Perante tantas necessidades e angústias que clamam do coração da Amazónia, é possível responder a partir de organizações sociais, recursos técnicos, espaços de debate, programas políticos… e tudo isso pode fazer parte da solução. Mas, como cristãos, não renunciamos à proposta de fé que recebemos do Evangelho. Embora queiramos empenhar-nos lado a lado com todos, não nos envergonhamos de Jesus Cristo. Para quantos O encontraram, vivem na sua amizade e se identificam com a sua mensagem, é inevitável falar d’Ele e levar aos outros a sua proposta de vida nova: ‘Ai de mim, se eu não evangelizar! (1 Cor 9, 16).”.

Depois defende a inculturação e os caminhos da inculturação: inculturação social e espiritual; inculturação litúrgica (onde ainda há muito por fazer); e inculturação no mistério.

Por fim, Francisco dirige uma prece a Maria, “a Mãe que Cristo nos deixou”, que, “embora seja a única Mãe de todos, manifesta-Se de distintas maneiras na Amazónia”. E, sabendo nós que “os indígenas se encontram vitalmente com Jesus Cristo por muitos caminhos”, também sabemos que “o caminho mariano contribuiu mais que tudo para este encontro”.

***

Enfim, vejo na exortação apostólica grande aproximação ao teor do livro “Uma Igreja de todos e de alguém”, do Padre José Luzia (Paulinas, 2012), que descreve, a partir da análise da realidade moçambicana, um conjunto de experiências de Igreja ministerial sob a égide do então Bispo de Nampula, Dom Manuel Vieira Pinto, com réplica em Quelimane, em que leigos, mandatados e enviados, animavam as comunidades com seus ministérios, não como substitutos dos padres, que rareavam, mas tirando partido da Lumen Gentium, constituição dogmática sobre a Igreja, e do Apostolicam Actuositatem, decreto conciliar sobre o apostolado dos leigos – do Concílio Vaticano II – e documentos pontifícios subsequentes.
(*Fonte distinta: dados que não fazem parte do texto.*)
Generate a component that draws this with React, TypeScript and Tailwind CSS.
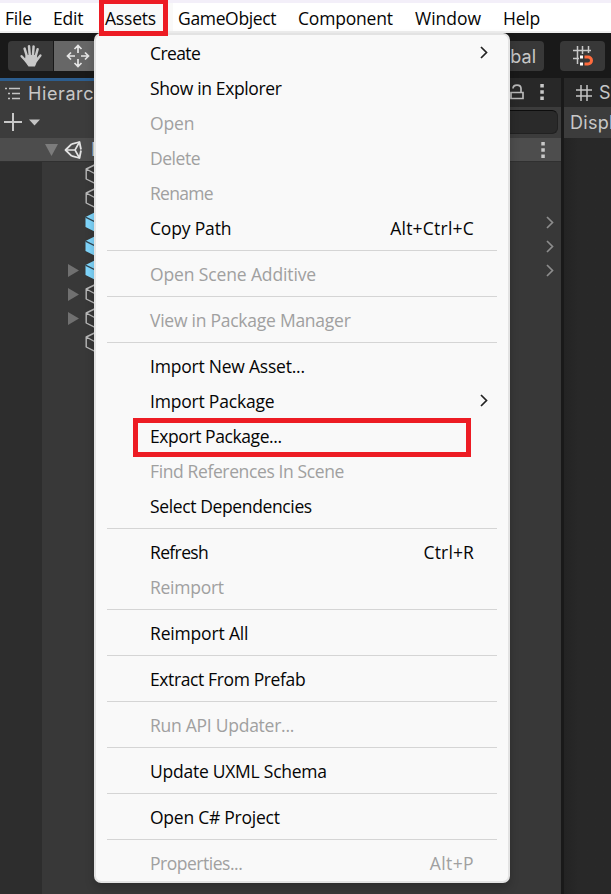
import React from "react";

type Entry = { label: string; t: string; keys?: string; kt?: string; off?: boolean; sub?: boolean } | null;

const entries: Entry[] = [
  { label: "Create", t: "tracking-[-0.6px]", sub: true },
  { label: "Show in Explorer", t: "tracking-[-0.36px]" },
  { label: "Open", t: "tracking-[-0.1px]", off: true },
  { label: "Delete", t: "tracking-[-0.47px]", off: true },
  { label: "Rename", t: "tracking-[-0.7px]", off: true },
  { label: "Copy Path", t: "tracking-[-0.17px]", keys: "Alt+Ctrl+C", kt: "tracking-[0.22px]" },
  null,
  { label: "Open Scene Additive", t: "tracking-[-0.13px]", off: true },
  null,
  { label: "View in Package Manager", t: "tracking-[-0.25px]", off: true },
  null,
  { label: "Import New Asset...", t: "tracking-[-0.22px]" },
  { label: "Import Package", t: "tracking-[-0.2px]", sub: true },
  { label: "Export Package...", t: "tracking-[-0.42px]" },
  { label: "Find References In Scene", t: "tracking-[-0.38px]", off: true },
  { label: "Select Dependencies", t: "tracking-[-0.37px]" },
  null,
  { label: "Refresh", t: "tracking-[-0.63px]", keys: "Ctrl+R", kt: "tracking-[0.13px]" },
  { label: "Reimport", t: "tracking-[-0.26px]", off: true },
  null,
  { label: "Reimport All", t: "tracking-[-0.17px]" },
  null,
  { label: "Extract From Prefab", t: "tracking-[-0.38px]" },
  null,
  { label: "Run API Updater...", t: "tracking-[-0.26px]", off: true },
  null,
  { label: "Update UXML Schema", t: "tracking-[-0.25px]" },
  null,
  { label: "Open C# Project", t: "tracking-[-0.25px]" },
  null,
  { label: "Properties...", t: "tracking-[-0.48px]", keys: "Alt+P", kt: "tracking-[0.4px]", off: true },
];

const tree = [
  { blue: false, arrow: false, open: false },
  { blue: false, arrow: false, open: false },
  { blue: true, arrow: false, open: true },
  { blue: true, arrow: false, open: true },
  { blue: true, arrow: true, open: true },
  { blue: false, arrow: true, open: false },
  { blue: false, arrow: true, open: false },
  { blue: false, arrow: false, open: false },
];

function Hand() {
  return (
    <svg width="24" height="24" viewBox="0 0 24 24" fill="none" stroke="#c8c8c8" strokeLinecap="round" strokeLinejoin="round">
      <path d="M8 12.500 5.600 4.600M10.800 12 10 2.200M13.900 12 14.600 2.400M16.500 13 18.600 5.200" strokeWidth="2.500" />
      <path d="M2.600 12.200 7.500 17.500M21.400 11.500 17.500 16.500" strokeWidth="2.400" />
      <path d="M7.200 11.500H17.400L18 16 15.500 22H9.800L6.300 17Z" fill="#c8c8c8" strokeWidth="1.200" />
    </svg>
  );
}

function Move() {
  return (
    <svg width="24" height="24" viewBox="0 0 24 24" fill="none" stroke="#e6e6e6" strokeWidth="1.700">
      <path d="M12 9V1.500M8.500 5 12 1.500 15.500 5M12 15v7.500M8.500 19l3.500 3.500 3.500-3.500M9 12H1.500M5 8.500 1.500 12 5 15.500M15 12h7.500M19 8.500l3.500 3.500-3.500 3.500" />
    </svg>
  );
}

function Cube({ blue }: { blue: boolean }) {
  return blue ? (
    <svg width="22" height="22" viewBox="0 0 22 22">
      <path d="M.5 6 10.500 1 20 6v10l-9.500 5L.5 16Z" fill="#7fd6fc" />
      <path d="M.5 6.200 10.500 11 20 6.200M10.500 11v10" stroke="#33454f" strokeWidth="1.300" fill="none" />
    </svg>
  ) : (
    <svg width="22" height="22" viewBox="0 0 22 22" fill="none" stroke="#b9b9b9" strokeWidth="1.400" strokeLinejoin="round">
      <path d="M1.200 6 10.500 1.500 19.500 6v10l-9 4.700L1.200 16ZM1.200 6 10.500 11l9-5M10.500 11v9.700" />
    </svg>
  );
}

function UnityLogo() {
  return (
    <svg width="20" height="20" viewBox="0 0 20 20" fill="none" stroke="#e4e4e4" strokeWidth="1.800" strokeLinejoin="round">
      <path d="M7.500 4.200 15.500 2 17 9.500M17 10.500 15.500 18 7.500 15.800M7.500 4.200 1.500 10l6 5.800" />
      <path d="M1.500 10H11M11 10 15.500 2M11 10l4.500 8" strokeWidth="1.600" />
    </svg>
  );
}

function Dots() {
  return (
    <svg width="4" height="16" viewBox="0 0 4 16" fill="#c8c8c8">
      <path d="M.3 0h3.500v3.500H.3zM.3 6.200h3.500v3.500H.3zM.3 12.400h3.500v3.500H.3z" />
    </svg>
  );
}

function Chevron({ className }: { className: string }) {
  return (
    <svg width="8" height="13" viewBox="0 0 8 13" fill="none" stroke="currentColor" className={className}>
      <path d="M1 1 6.500 6.500 1 12" strokeWidth="1.700" />
    </svg>
  );
}

function MenuBar() {
  return (
    <div className="h-[33px] border-t-[3px] border-b-2 border-t-[#f3eff9] border-b-[#efefef] bg-white">
      <nav className="flex h-[28px] text-[17.5px] leading-[30px] tracking-[-0.2px] text-[#050505]">
        <span className="w-[48px] shrink-0 pl-[5px]">File</span>
        <span className="w-[51px] shrink-0 pl-[5px]">Edit</span>
        <span className="w-[74px] shrink-0 bg-[#f9f9f9] pl-[6px]">Assets</span>
        <span className="w-[120px] shrink-0 pl-[5px] tracking-[-0.34px]">GameObject</span>
        <span className="w-[117px] shrink-0 pl-[5px]">Component</span>
        <span className="w-[88px] shrink-0 pl-[5px] tracking-[0px]">Window</span>
        <span className="shrink-0 pl-[5px]">Help</span>
      </nav>
    </div>
  );
}

function Toolbar() {
  return (
    <div className="flex h-[45px] items-start bg-[#191919] pt-2 pl-2">
      <div className="flex h-[30px] w-[45px] shrink-0 items-center justify-center rounded-l bg-[#383838]"><Hand /></div>
      <div className="ml-px flex h-[30px] w-[47px] shrink-0 items-center justify-center bg-[#676767]"><Move /></div>
      <div className="ml-[343px] flex h-[30px] w-[100px] shrink-0 items-center justify-end rounded bg-[#383838] pr-[8px] font-[Inter] text-[18px] text-[#c8c8c8]">Global</div>
      <div className="ml-4 flex h-[30px] w-[45px] shrink-0 items-center justify-center rounded bg-[#383838]">
        <svg width="22" height="22" viewBox="0 0 22 22" fill="none">
          <path d="M1 5.500h18M1 13.500h6M5.500 1v18M10.500 1v8M16.500 1v7" stroke="#c8c8c8" strokeWidth="1.500" />
          <path d="M12.500 12H16a3.500 3.500 0 0 1 0 7h-3.500" stroke="#ff6b3d" strokeWidth="3" />
          <path d="M8 10.500h3v3H8zM8 17.500h3v3H8z" fill="#fff" />
        </svg>
      </div>
    </div>
  );
}

function Hierarchy() {
  return (
    <section className="flex w-[561px] shrink-0 flex-col bg-[#383838]">
      <div className="flex h-[29px] bg-[#282828]">
        <div className="flex w-[150px] items-center border-t-[3px] border-[#2c5d8e] bg-[#3c3c3c] pb-[2px] pl-[5px]">
          <svg width="17" height="15" viewBox="0 0 17 15" stroke="#c4c4c4" strokeWidth="1.400">
            <path d="M0 2.500h2M4 2.500h11M3 7.500h2M7 7.500h8M3 12.500h2M7 12.500h8" />
          </svg>
          <span className="ml-[6px] font-[Inter] text-[18px] tracking-[0.6px] text-[#c8c8c8]">Hierarchy</span>
        </div>
        <div className="flex flex-1 items-center justify-end pb-[2px] pr-[17px]">
          <svg width="14" height="16" viewBox="0 0 14 16" fill="none" stroke="#b8b8b8" strokeWidth="1.700" className="mr-[16px]">
            <path d="M1 8.500h12v6H1zM3 4.500C3 0 11 0 11 4.500V8" />
          </svg>
          <Dots />
        </div>
      </div>
      <div className="flex h-[31px] items-center bg-[#3c3c3c] pb-[2px] pr-[3px] pl-1">
        <svg width="36" height="18" viewBox="0 0 36 18">
          <path d="M0 9h18M9 0v18" stroke="#c8c8c8" strokeWidth="2" />
          <path d="M25 6.500h11l-5.500 6Z" fill="#c4c4c4" />
        </svg>
        <div className="ml-auto h-6 w-[400px] rounded-md border border-[#212121] border-t-[#0d0d0d] bg-[#2a2a2a]" />
      </div>
      <div className="flex h-[24px] items-center border-b border-[#303030] bg-[#4d4d4d] pr-4 pl-[45px]">
        <svg width="13" height="12" viewBox="0 0 13 12" fill="#7c7c7c"><path d="M0 0h13L6.500 12Z" /></svg>
        <span className="ml-[6px]"><UnityLogo /></span>
        <span className="ml-[7px] font-[Inter] text-[18px] text-[#d2d2d2]">Main</span>
        <span className="ml-auto"><Dots /></span>
      </div>
      <div className="flex flex-1">
        <div className="w-[42px] bg-[#2d2d2d]" />
        <div className="flex-1">
          {tree.map((row, i) => (
            <div key={i} className="flex h-6 items-center pr-[7px] pl-[25px]">
              <span className="w-[18px]">
                {row.arrow && <svg width="12" height="13" viewBox="0 0 12 13" fill="#707070"><path d="M1 0 12 6.500 1 13Z" /></svg>}
              </span>
              <Cube blue={row.blue} />
              {row.open && <Chevron className="ml-auto text-[#8d8d8d]" />}
            </div>
          ))}
        </div>
      </div>
    </section>
  );
}

function GamePanel() {
  return (
    <section className="ml-[3px] flex flex-1 flex-col overflow-hidden bg-[#282828] font-[Inter] text-[18px] text-[#c8c8c8]">
      <div className="flex h-[29px] shrink-0 items-center pl-[12px]">
        <svg width="16" height="16" viewBox="0 0 16 16" className="shrink-0" stroke="#c4c4c4" strokeWidth="1.500"><path d="M0 5h16M0 11h16M5 0v16M11 0v16" /></svg>
        <span className="ml-[7px]">S</span>
      </div>
      <div className="flex h-[31px] shrink-0 items-center bg-[#3c3c3c] pl-[6px] tracking-[0.3px] whitespace-nowrap">Displ</div>
      <div className="flex-1 bg-gradient-to-r from-[#232323] to-[#282828] to-30%" />
    </section>
  );
}

function AssetsMenu() {
  return (
    <div className="absolute top-[33px] left-[94px] h-[850px] w-[416px] rounded-[7px] border-2 border-[#e3e3e3] bg-[#f9f9f9] pt-[2px] shadow-[0_5px_10px_rgba(0,0,0,0.2)]">
      {entries.map((e, i) =>
        e === null ? (
          <div key={i} className="mr-[11px] ml-[11px] h-[11px] pt-[3px]"><div className="h-px bg-[#d5d5d5]" /></div>
        ) : (
          <div
            key={i}
            className={"flex h-[35px] items-center justify-between pr-[34px] pb-[2px] pl-[54px] text-[17.5px] " + (e.off ? "text-[#a0a0a0]" : "text-[#050505]")}
          >
            <span className={e.t}>{e.label}</span>
            {e.keys && <span className={e.kt}>{e.keys}</span>}
            {e.sub && <Chevron className="-mt-[3px] -mr-[14px] text-[#222]" />}
          </div>
        ),
      )}
    </div>
  );
}

export default function App() {
  return (
    <div className="relative flex h-[894px] w-[611px] flex-col overflow-hidden bg-[#191919] font-['Open_Sans','Noto_Sans',sans-serif]">
      <MenuBar />
      <Toolbar />
      <div className="flex flex-1">
        <Hierarchy />
        <GamePanel />
      </div>
      <AssetsMenu />
      <div className="absolute top-0 left-[99px] h-[36px] w-[69px] border-[5px] border-t-4 border-[#ed1c24]" />
      <div className="absolute top-[418px] left-[133px] h-[39px] w-[338px] border-[5px] border-[#ed1c24]" />
    </div>
  );
}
Para tanto, urgia a formação bíblica e a sua articulação com a realidade cheia de carências e possibilidades, que induziu uma nova visão de Igreja, não piramidal, mas participativa e cintilante. É certo que o livro critica recuos em documentos da Cúria Romana, mas infere que as comunidades eclesiais da África subsaariana são verdadeiro lugar teológico, o que agora é assumido com a região amazónica.

Porém, há ainda muito caminho por fazer e por percorrer.